▶ [Data extract]
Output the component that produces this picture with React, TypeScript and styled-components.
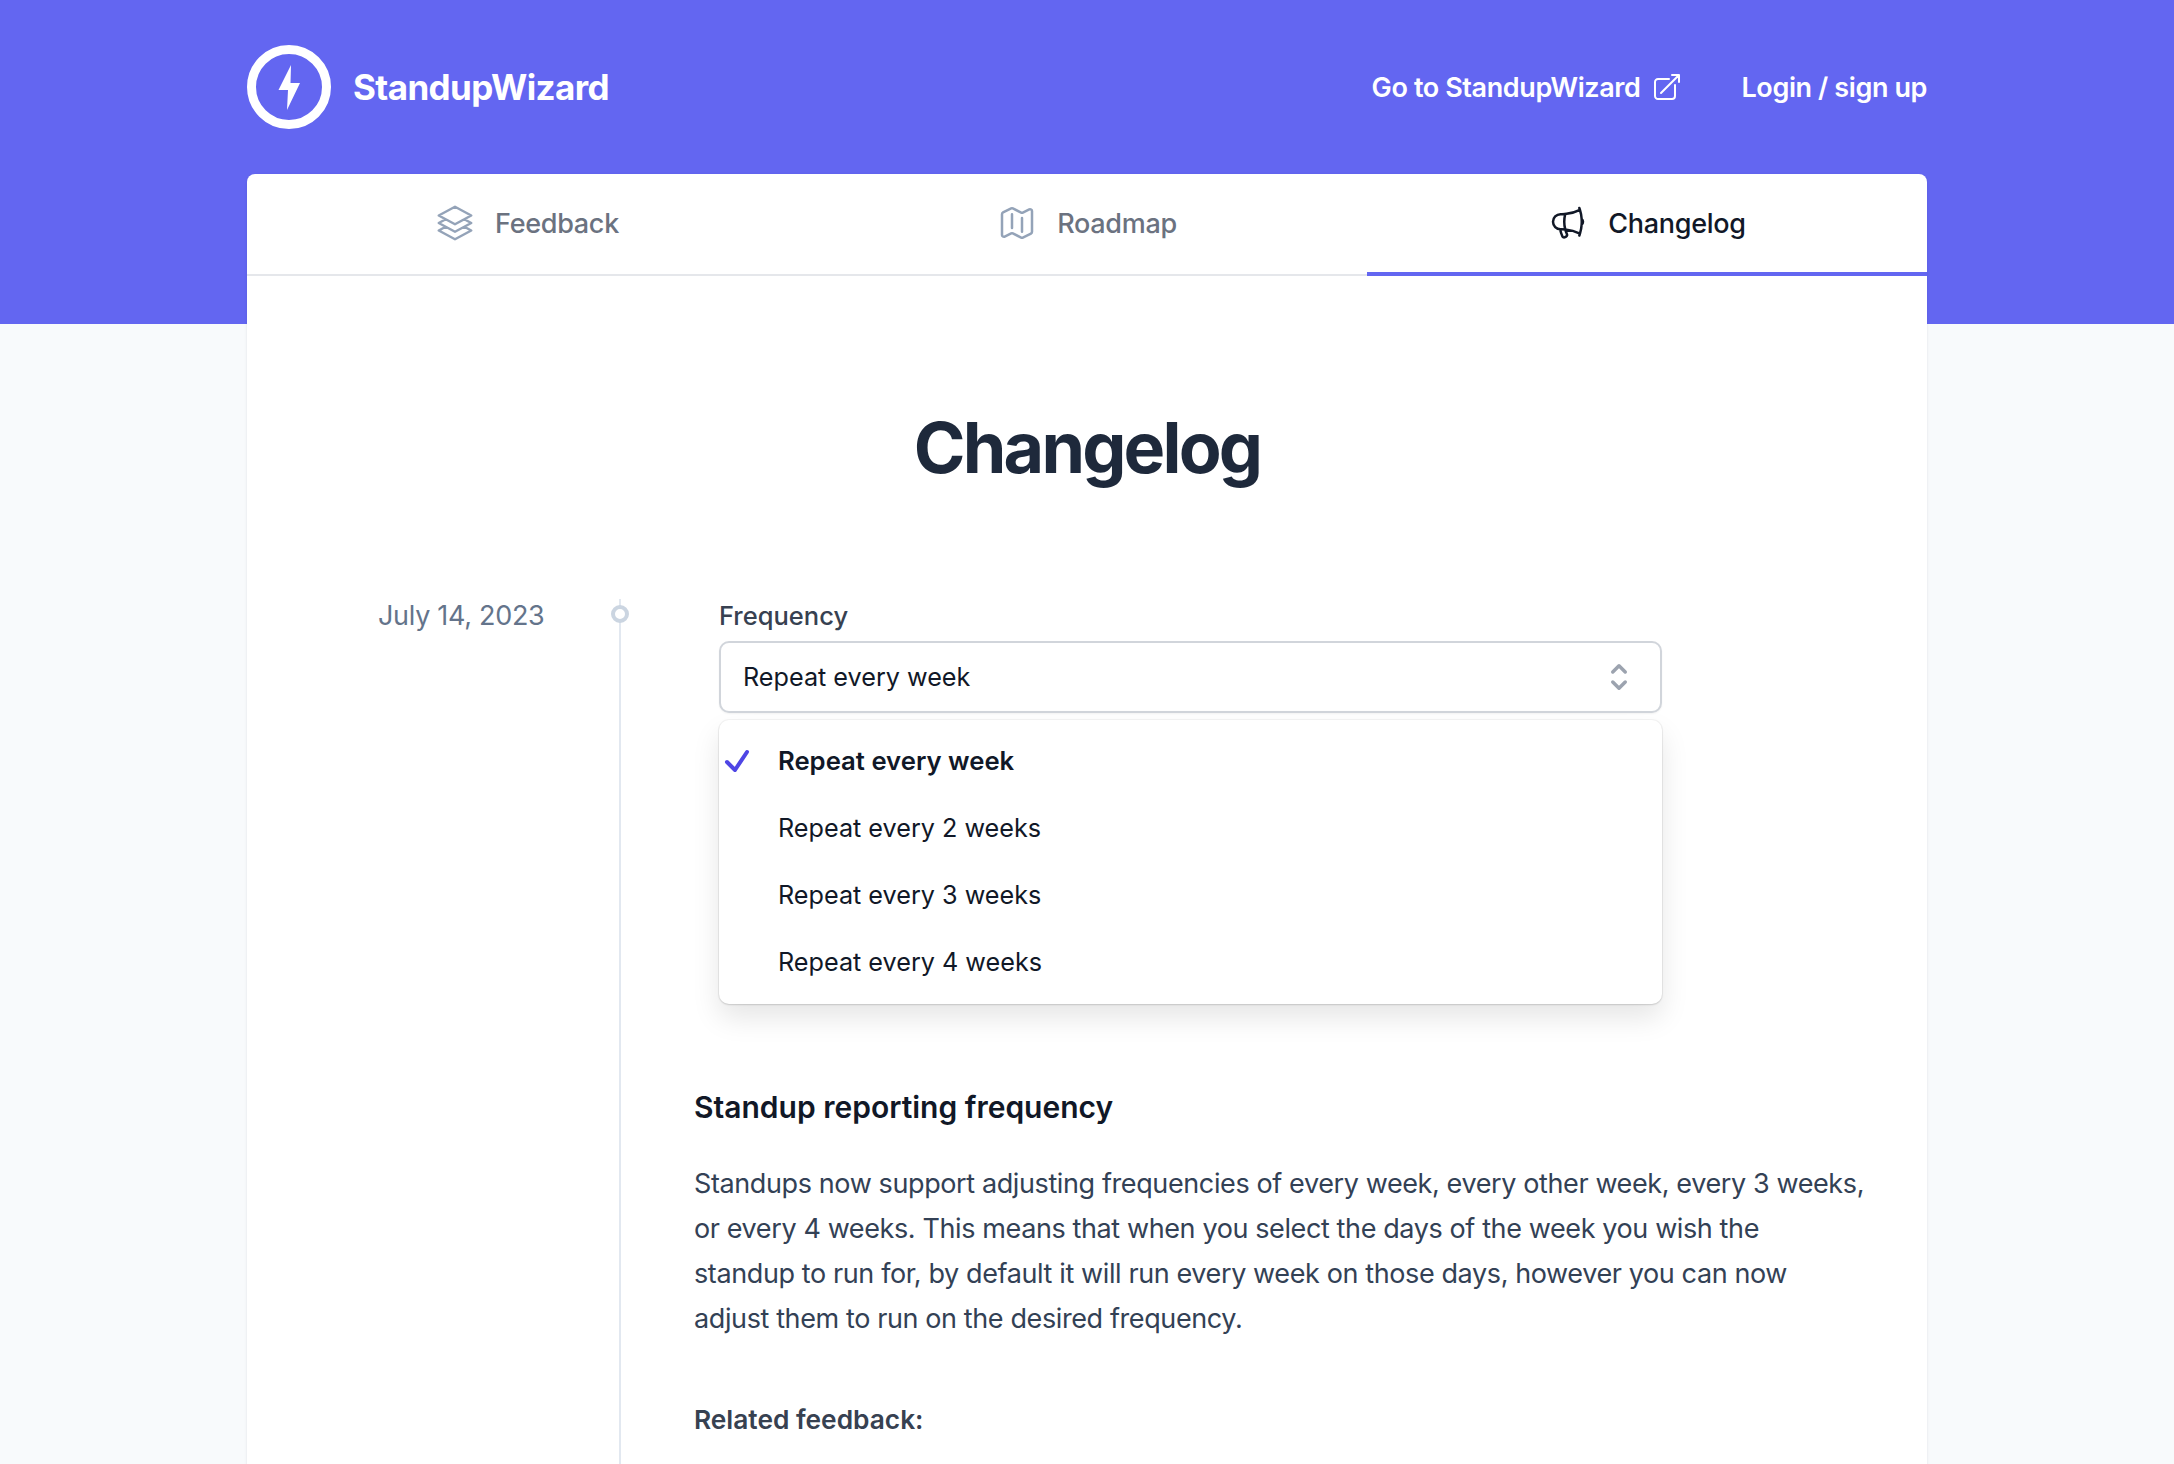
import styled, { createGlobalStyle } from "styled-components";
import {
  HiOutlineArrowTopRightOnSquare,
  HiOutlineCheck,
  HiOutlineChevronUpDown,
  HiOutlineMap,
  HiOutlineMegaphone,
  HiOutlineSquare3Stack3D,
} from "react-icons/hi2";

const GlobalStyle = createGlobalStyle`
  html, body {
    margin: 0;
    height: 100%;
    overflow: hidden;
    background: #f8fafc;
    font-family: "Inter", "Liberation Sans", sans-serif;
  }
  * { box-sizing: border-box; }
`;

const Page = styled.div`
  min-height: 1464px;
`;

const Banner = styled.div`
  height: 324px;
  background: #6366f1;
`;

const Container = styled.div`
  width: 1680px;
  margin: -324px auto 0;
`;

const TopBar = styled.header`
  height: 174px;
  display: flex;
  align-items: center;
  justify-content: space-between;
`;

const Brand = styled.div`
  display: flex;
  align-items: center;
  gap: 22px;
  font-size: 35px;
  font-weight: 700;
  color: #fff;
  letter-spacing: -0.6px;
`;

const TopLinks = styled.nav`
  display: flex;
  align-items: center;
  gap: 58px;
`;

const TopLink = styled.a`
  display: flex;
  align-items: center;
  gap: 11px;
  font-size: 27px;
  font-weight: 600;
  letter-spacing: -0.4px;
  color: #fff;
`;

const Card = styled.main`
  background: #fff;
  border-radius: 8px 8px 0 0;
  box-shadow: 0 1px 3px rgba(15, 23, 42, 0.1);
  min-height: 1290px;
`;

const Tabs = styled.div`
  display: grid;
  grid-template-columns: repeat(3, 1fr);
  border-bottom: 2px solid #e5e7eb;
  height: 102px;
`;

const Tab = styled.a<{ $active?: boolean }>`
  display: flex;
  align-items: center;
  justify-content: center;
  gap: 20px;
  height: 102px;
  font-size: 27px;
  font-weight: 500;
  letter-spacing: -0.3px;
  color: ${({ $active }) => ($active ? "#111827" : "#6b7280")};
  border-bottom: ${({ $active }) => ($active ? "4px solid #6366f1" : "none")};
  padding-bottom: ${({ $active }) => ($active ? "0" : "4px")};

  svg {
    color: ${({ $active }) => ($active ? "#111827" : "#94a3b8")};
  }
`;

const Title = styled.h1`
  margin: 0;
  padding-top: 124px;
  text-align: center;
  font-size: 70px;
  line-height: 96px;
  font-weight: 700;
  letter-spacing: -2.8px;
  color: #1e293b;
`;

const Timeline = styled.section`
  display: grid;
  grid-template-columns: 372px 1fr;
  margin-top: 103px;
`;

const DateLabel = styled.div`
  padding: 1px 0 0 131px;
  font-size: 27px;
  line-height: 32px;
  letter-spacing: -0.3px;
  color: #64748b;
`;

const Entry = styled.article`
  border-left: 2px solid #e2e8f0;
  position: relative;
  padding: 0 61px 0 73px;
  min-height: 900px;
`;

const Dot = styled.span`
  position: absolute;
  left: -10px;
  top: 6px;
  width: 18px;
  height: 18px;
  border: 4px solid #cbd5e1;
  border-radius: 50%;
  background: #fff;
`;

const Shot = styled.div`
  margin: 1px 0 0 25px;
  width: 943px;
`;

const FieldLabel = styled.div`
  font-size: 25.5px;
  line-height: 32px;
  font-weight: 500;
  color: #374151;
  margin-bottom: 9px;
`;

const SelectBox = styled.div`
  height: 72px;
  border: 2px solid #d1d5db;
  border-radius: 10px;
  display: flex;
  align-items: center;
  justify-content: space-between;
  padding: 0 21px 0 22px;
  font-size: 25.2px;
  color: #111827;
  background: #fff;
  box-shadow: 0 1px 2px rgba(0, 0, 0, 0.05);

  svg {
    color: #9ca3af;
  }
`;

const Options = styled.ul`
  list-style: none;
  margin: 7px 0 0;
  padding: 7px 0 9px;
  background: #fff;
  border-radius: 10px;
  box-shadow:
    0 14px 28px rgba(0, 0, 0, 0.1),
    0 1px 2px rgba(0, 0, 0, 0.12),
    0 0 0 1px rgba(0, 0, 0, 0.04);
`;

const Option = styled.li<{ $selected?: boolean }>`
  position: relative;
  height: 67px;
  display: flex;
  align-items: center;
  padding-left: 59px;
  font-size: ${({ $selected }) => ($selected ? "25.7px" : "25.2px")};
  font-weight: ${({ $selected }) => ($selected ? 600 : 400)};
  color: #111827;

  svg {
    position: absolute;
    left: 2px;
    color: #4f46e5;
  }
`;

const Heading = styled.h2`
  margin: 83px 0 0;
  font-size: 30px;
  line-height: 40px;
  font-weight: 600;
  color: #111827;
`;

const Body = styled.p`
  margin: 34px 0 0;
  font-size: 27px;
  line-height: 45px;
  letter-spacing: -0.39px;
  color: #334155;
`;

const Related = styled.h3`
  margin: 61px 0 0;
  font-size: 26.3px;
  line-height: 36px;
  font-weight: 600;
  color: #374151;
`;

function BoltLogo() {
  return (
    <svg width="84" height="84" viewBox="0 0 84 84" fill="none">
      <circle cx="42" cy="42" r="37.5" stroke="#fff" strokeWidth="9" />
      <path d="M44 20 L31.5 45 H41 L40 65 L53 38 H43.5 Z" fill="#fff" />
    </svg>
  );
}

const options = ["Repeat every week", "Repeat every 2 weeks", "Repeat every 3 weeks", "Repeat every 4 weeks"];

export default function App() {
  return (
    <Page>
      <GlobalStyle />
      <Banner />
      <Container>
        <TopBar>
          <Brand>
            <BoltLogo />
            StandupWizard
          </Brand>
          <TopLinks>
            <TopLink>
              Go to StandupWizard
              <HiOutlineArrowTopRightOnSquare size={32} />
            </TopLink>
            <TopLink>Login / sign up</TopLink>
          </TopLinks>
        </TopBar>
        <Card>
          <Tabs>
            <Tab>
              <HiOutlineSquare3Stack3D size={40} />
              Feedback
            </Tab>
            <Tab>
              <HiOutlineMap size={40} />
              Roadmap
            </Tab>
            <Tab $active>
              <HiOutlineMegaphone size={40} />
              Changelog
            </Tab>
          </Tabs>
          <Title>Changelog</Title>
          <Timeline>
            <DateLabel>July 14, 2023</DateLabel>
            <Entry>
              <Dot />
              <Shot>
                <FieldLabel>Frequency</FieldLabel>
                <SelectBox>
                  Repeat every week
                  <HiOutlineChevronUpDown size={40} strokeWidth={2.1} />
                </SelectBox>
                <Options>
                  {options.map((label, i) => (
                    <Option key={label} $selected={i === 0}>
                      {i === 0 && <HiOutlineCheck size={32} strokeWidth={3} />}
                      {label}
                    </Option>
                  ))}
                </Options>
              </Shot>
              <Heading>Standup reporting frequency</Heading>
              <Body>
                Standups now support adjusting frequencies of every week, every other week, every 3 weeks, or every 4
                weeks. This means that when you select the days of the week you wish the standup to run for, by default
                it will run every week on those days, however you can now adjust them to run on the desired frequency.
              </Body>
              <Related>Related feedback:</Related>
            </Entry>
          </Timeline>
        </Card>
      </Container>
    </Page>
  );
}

▶ [Short exercise]
Transcribe the full listing above exactly as it stands, minus the pictures.

▶ [Right answer]
Output the component that produces this picture with React, TypeScript and styled-components.
import styled, { createGlobalStyle } from "styled-components";
import {
  HiOutlineArrowTopRightOnSquare,
  HiOutlineCheck,
  HiOutlineChevronUpDown,
  HiOutlineMap,
  HiOutlineMegaphone,
  HiOutlineSquare3Stack3D,
} from "react-icons/hi2";

const GlobalStyle = createGlobalStyle`
  html, body {
    margin: 0;
    height: 100%;
    overflow: hidden;
    background: #f8fafc;
    font-family: "Inter", "Liberation Sans", sans-serif;
  }
  * { box-sizing: border-box; }
`;

const Page = styled.div`
  min-height: 1464px;
`;

const Banner = styled.div`
  height: 324px;
  background: #6366f1;
`;

const Container = styled.div`
  width: 1680px;
  margin: -324px auto 0;
`;

const TopBar = styled.header`
  height: 174px;
  display: flex;
  align-items: center;
  justify-content: space-between;
`;

const Brand = styled.div`
  display: flex;
  align-items: center;
  gap: 22px;
  font-size: 35px;
  font-weight: 700;
  color: #fff;
  letter-spacing: -0.6px;
`;

const TopLinks = styled.nav`
  display: flex;
  align-items: center;
  gap: 58px;
`;

const TopLink = styled.a`
  display: flex;
  align-items: center;
  gap: 11px;
  font-size: 27px;
  font-weight: 600;
  letter-spacing: -0.4px;
  color: #fff;
`;

const Card = styled.main`
  background: #fff;
  border-radius: 8px 8px 0 0;
  box-shadow: 0 1px 3px rgba(15, 23, 42, 0.1);
  min-height: 1290px;
`;

const Tabs = styled.div`
  display: grid;
  grid-template-columns: repeat(3, 1fr);
  border-bottom: 2px solid #e5e7eb;
  height: 102px;
`;

const Tab = styled.a<{ $active?: boolean }>`
  display: flex;
  align-items: center;
  justify-content: center;
  gap: 20px;
  height: 102px;
  font-size: 27px;
  font-weight: 500;
  letter-spacing: -0.3px;
  color: ${({ $active }) => ($active ? "#111827" : "#6b7280")};
  border-bottom: ${({ $active }) => ($active ? "4px solid #6366f1" : "none")};
  padding-bottom: ${({ $active }) => ($active ? "0" : "4px")};

  svg {
    color: ${({ $active }) => ($active ? "#111827" : "#94a3b8")};
  }
`;

const Title = styled.h1`
  margin: 0;
  padding-top: 124px;
  text-align: center;
  font-size: 70px;
  line-height: 96px;
  font-weight: 700;
  letter-spacing: -2.8px;
  color: #1e293b;
`;

const Timeline = styled.section`
  display: grid;
  grid-template-columns: 372px 1fr;
  margin-top: 103px;
`;

const DateLabel = styled.div`
  padding: 1px 0 0 131px;
  font-size: 27px;
  line-height: 32px;
  letter-spacing: -0.3px;
  color: #64748b;
`;

const Entry = styled.article`
  border-left: 2px solid #e2e8f0;
  position: relative;
  padding: 0 61px 0 73px;
  min-height: 900px;
`;

const Dot = styled.span`
  position: absolute;
  left: -10px;
  top: 6px;
  width: 18px;
  height: 18px;
  border: 4px solid #cbd5e1;
  border-radius: 50%;
  background: #fff;
`;

const Shot = styled.div`
  margin: 1px 0 0 25px;
  width: 943px;
`;

const FieldLabel = styled.div`
  font-size: 25.5px;
  line-height: 32px;
  font-weight: 500;
  color: #374151;
  margin-bottom: 9px;
`;

const SelectBox = styled.div`
  height: 72px;
  border: 2px solid #d1d5db;
  border-radius: 10px;
  display: flex;
  align-items: center;
  justify-content: space-between;
  padding: 0 21px 0 22px;
  font-size: 25.2px;
  color: #111827;
  background: #fff;
  box-shadow: 0 1px 2px rgba(0, 0, 0, 0.05);

  svg {
    color: #9ca3af;
  }
`;

const Options = styled.ul`
  list-style: none;
  margin: 7px 0 0;
  padding: 7px 0 9px;
  background: #fff;
  border-radius: 10px;
  box-shadow:
    0 14px 28px rgba(0, 0, 0, 0.1),
    0 1px 2px rgba(0, 0, 0, 0.12),
    0 0 0 1px rgba(0, 0, 0, 0.04);
`;

const Option = styled.li<{ $selected?: boolean }>`
  position: relative;
  height: 67px;
  display: flex;
  align-items: center;
  padding-left: 59px;
  font-size: ${({ $selected }) => ($selected ? "25.7px" : "25.2px")};
  font-weight: ${({ $selected }) => ($selected ? 600 : 400)};
  color: #111827;

  svg {
    position: absolute;
    left: 2px;
    color: #4f46e5;
  }
`;

const Heading = styled.h2`
  margin: 83px 0 0;
  font-size: 30px;
  line-height: 40px;
  font-weight: 600;
  color: #111827;
`;

const Body = styled.p`
  margin: 34px 0 0;
  font-size: 27px;
  line-height: 45px;
  letter-spacing: -0.39px;
  color: #334155;
`;

const Related = styled.h3`
  margin: 61px 0 0;
  font-size: 26.3px;
  line-height: 36px;
  font-weight: 600;
  color: #374151;
`;

function BoltLogo() {
  return (
    <svg width="84" height="84" viewBox="0 0 84 84" fill="none">
      <circle cx="42" cy="42" r="37.5" stroke="#fff" strokeWidth="9" />
      <path d="M44 20 L31.5 45 H41 L40 65 L53 38 H43.5 Z" fill="#fff" />
    </svg>
  );
}

const options = ["Repeat every week", "Repeat every 2 weeks", "Repeat every 3 weeks", "Repeat every 4 weeks"];

export default function App() {
  return (
    <Page>
      <GlobalStyle />
      <Banner />
      <Container>
        <TopBar>
          <Brand>
            <BoltLogo />
            StandupWizard
          </Brand>
          <TopLinks>
            <TopLink>
              Go to StandupWizard
              <HiOutlineArrowTopRightOnSquare size={32} />
            </TopLink>
            <TopLink>Login / sign up</TopLink>
          </TopLinks>
        </TopBar>
        <Card>
          <Tabs>
            <Tab>
              <HiOutlineSquare3Stack3D size={40} />
              Feedback
            </Tab>
            <Tab>
              <HiOutlineMap size={40} />
              Roadmap
            </Tab>
            <Tab $active>
              <HiOutlineMegaphone size={40} />
              Changelog
            </Tab>
          </Tabs>
          <Title>Changelog</Title>
          <Timeline>
            <DateLabel>July 14, 2023</DateLabel>
            <Entry>
              <Dot />
              <Shot>
                <FieldLabel>Frequency</FieldLabel>
                <SelectBox>
                  Repeat every week
                  <HiOutlineChevronUpDown size={40} strokeWidth={2.1} />
                </SelectBox>
                <Options>
                  {options.map((label, i) => (
                    <Option key={label} $selected={i === 0}>
                      {i === 0 && <HiOutlineCheck size={32} strokeWidth={3} />}
                      {label}
                    </Option>
                  ))}
                </Options>
              </Shot>
              <Heading>Standup reporting frequency</Heading>
              <Body>
                Standups now support adjusting frequencies of every week, every other week, every 3 weeks, or every 4
                weeks. This means that when you select the days of the week you wish the standup to run for, by default
                it will run every week on those days, however you can now adjust them to run on the desired frequency.
              </Body>
              <Related>Related feedback:</Related>
            </Entry>
          </Timeline>
        </Card>
      </Container>
    </Page>
  );
}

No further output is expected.